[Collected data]
== == ==

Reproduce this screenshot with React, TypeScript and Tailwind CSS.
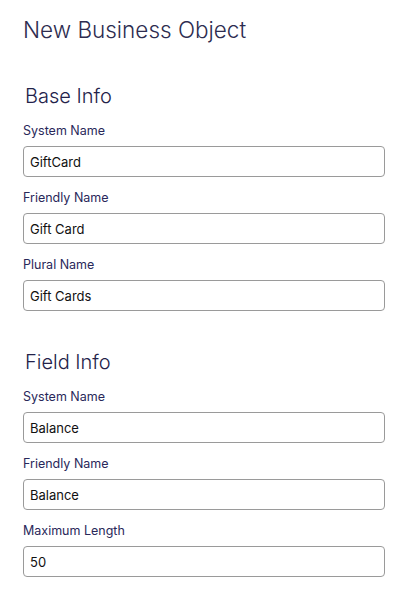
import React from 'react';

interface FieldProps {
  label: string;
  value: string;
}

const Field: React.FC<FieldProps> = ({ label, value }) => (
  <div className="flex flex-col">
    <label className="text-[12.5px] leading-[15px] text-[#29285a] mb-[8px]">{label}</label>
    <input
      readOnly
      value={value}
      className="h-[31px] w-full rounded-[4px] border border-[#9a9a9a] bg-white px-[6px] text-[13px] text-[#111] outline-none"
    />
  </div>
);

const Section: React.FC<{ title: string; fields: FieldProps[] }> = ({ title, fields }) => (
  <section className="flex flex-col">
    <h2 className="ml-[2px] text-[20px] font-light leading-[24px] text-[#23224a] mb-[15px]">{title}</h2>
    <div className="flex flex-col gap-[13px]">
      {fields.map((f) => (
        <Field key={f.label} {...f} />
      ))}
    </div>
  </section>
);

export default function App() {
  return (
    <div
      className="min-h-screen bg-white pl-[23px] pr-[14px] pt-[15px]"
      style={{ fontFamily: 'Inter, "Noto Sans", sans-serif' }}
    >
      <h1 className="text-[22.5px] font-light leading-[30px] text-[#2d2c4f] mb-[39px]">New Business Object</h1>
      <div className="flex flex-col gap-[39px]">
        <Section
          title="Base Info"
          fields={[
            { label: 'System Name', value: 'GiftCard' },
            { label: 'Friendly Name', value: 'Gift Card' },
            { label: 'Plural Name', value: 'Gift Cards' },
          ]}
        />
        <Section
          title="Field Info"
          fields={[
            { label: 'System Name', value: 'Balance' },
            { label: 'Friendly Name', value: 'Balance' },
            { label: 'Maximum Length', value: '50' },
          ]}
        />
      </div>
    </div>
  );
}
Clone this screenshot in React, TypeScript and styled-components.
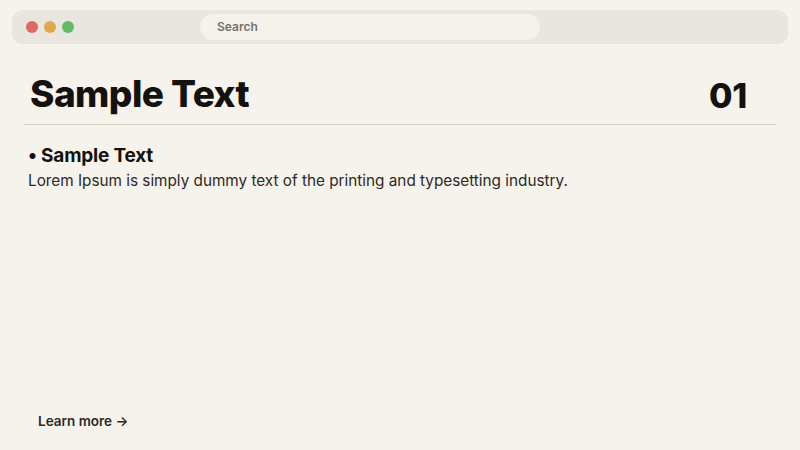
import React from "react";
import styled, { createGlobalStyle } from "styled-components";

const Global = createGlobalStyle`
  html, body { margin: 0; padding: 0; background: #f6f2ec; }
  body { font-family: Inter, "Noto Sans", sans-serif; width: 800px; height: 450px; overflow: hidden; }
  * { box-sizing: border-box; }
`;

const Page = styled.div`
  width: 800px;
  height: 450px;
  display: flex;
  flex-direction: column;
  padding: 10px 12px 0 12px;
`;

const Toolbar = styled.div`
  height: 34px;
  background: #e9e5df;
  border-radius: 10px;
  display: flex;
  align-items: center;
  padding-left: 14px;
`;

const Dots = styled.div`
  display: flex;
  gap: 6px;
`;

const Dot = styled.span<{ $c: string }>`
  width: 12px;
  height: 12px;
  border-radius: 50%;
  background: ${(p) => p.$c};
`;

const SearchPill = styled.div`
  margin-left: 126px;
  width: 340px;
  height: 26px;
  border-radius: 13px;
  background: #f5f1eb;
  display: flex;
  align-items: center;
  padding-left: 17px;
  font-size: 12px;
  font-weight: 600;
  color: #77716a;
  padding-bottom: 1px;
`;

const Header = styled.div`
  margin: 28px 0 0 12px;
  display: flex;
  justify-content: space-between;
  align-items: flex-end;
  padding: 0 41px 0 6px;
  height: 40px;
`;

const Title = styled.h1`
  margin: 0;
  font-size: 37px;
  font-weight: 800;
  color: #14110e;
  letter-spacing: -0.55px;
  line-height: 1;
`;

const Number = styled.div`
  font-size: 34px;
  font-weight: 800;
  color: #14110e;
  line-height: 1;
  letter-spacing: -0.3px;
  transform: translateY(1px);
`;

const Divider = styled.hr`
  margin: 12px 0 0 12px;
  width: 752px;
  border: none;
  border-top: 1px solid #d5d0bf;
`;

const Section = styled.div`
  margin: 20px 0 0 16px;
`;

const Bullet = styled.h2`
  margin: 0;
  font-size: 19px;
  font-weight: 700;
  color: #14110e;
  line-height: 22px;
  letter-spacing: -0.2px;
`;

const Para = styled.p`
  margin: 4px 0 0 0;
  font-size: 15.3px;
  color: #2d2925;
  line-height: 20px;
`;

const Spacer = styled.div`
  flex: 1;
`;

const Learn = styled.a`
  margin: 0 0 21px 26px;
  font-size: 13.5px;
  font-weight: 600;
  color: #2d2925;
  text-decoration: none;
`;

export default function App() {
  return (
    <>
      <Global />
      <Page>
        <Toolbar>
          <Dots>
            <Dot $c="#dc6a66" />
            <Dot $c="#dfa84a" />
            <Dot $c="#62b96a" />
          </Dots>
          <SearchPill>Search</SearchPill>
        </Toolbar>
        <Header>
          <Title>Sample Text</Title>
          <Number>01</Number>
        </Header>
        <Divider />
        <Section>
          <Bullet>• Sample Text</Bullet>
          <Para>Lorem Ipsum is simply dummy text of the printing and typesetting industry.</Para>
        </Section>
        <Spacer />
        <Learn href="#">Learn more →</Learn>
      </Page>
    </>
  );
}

== == ==

Output all the records, word for word, with no pictures in the copy.

Reproduce this screenshot with React, TypeScript and Tailwind CSS.
import React from 'react';

interface FieldProps {
  label: string;
  value: string;
}

const Field: React.FC<FieldProps> = ({ label, value }) => (
  <div className="flex flex-col">
    <label className="text-[12.5px] leading-[15px] text-[#29285a] mb-[8px]">{label}</label>
    <input
      readOnly
      value={value}
      className="h-[31px] w-full rounded-[4px] border border-[#9a9a9a] bg-white px-[6px] text-[13px] text-[#111] outline-none"
    />
  </div>
);

const Section: React.FC<{ title: string; fields: FieldProps[] }> = ({ title, fields }) => (
  <section className="flex flex-col">
    <h2 className="ml-[2px] text-[20px] font-light leading-[24px] text-[#23224a] mb-[15px]">{title}</h2>
    <div className="flex flex-col gap-[13px]">
      {fields.map((f) => (
        <Field key={f.label} {...f} />
      ))}
    </div>
  </section>
);

export default function App() {
  return (
    <div
      className="min-h-screen bg-white pl-[23px] pr-[14px] pt-[15px]"
      style={{ fontFamily: 'Inter, "Noto Sans", sans-serif' }}
    >
      <h1 className="text-[22.5px] font-light leading-[30px] text-[#2d2c4f] mb-[39px]">New Business Object</h1>
      <div className="flex flex-col gap-[39px]">
        <Section
          title="Base Info"
          fields={[
            { label: 'System Name', value: 'GiftCard' },
            { label: 'Friendly Name', value: 'Gift Card' },
            { label: 'Plural Name', value: 'Gift Cards' },
          ]}
        />
        <Section
          title="Field Info"
          fields={[
            { label: 'System Name', value: 'Balance' },
            { label: 'Friendly Name', value: 'Balance' },
            { label: 'Maximum Length', value: '50' },
          ]}
        />
      </div>
    </div>
  );
}
Clone this screenshot in React, TypeScript and styled-components.
import React from "react";
import styled, { createGlobalStyle } from "styled-components";

const Global = createGlobalStyle`
  html, body { margin: 0; padding: 0; background: #f6f2ec; }
  body { font-family: Inter, "Noto Sans", sans-serif; width: 800px; height: 450px; overflow: hidden; }
  * { box-sizing: border-box; }
`;

const Page = styled.div`
  width: 800px;
  height: 450px;
  display: flex;
  flex-direction: column;
  padding: 10px 12px 0 12px;
`;

const Toolbar = styled.div`
  height: 34px;
  background: #e9e5df;
  border-radius: 10px;
  display: flex;
  align-items: center;
  padding-left: 14px;
`;

const Dots = styled.div`
  display: flex;
  gap: 6px;
`;

const Dot = styled.span<{ $c: string }>`
  width: 12px;
  height: 12px;
  border-radius: 50%;
  background: ${(p) => p.$c};
`;

const SearchPill = styled.div`
  margin-left: 126px;
  width: 340px;
  height: 26px;
  border-radius: 13px;
  background: #f5f1eb;
  display: flex;
  align-items: center;
  padding-left: 17px;
  font-size: 12px;
  font-weight: 600;
  color: #77716a;
  padding-bottom: 1px;
`;

const Header = styled.div`
  margin: 28px 0 0 12px;
  display: flex;
  justify-content: space-between;
  align-items: flex-end;
  padding: 0 41px 0 6px;
  height: 40px;
`;

const Title = styled.h1`
  margin: 0;
  font-size: 37px;
  font-weight: 800;
  color: #14110e;
  letter-spacing: -0.55px;
  line-height: 1;
`;

const Number = styled.div`
  font-size: 34px;
  font-weight: 800;
  color: #14110e;
  line-height: 1;
  letter-spacing: -0.3px;
  transform: translateY(1px);
`;

const Divider = styled.hr`
  margin: 12px 0 0 12px;
  width: 752px;
  border: none;
  border-top: 1px solid #d5d0bf;
`;

const Section = styled.div`
  margin: 20px 0 0 16px;
`;

const Bullet = styled.h2`
  margin: 0;
  font-size: 19px;
  font-weight: 700;
  color: #14110e;
  line-height: 22px;
  letter-spacing: -0.2px;
`;

const Para = styled.p`
  margin: 4px 0 0 0;
  font-size: 15.3px;
  color: #2d2925;
  line-height: 20px;
`;

const Spacer = styled.div`
  flex: 1;
`;

const Learn = styled.a`
  margin: 0 0 21px 26px;
  font-size: 13.5px;
  font-weight: 600;
  color: #2d2925;
  text-decoration: none;
`;

export default function App() {
  return (
    <>
      <Global />
      <Page>
        <Toolbar>
          <Dots>
            <Dot $c="#dc6a66" />
            <Dot $c="#dfa84a" />
            <Dot $c="#62b96a" />
          </Dots>
          <SearchPill>Search</SearchPill>
        </Toolbar>
        <Header>
          <Title>Sample Text</Title>
          <Number>01</Number>
        </Header>
        <Divider />
        <Section>
          <Bullet>• Sample Text</Bullet>
          <Para>Lorem Ipsum is simply dummy text of the printing and typesetting industry.</Para>
        </Section>
        <Spacer />
        <Learn href="#">Learn more →</Learn>
      </Page>
    </>
  );
}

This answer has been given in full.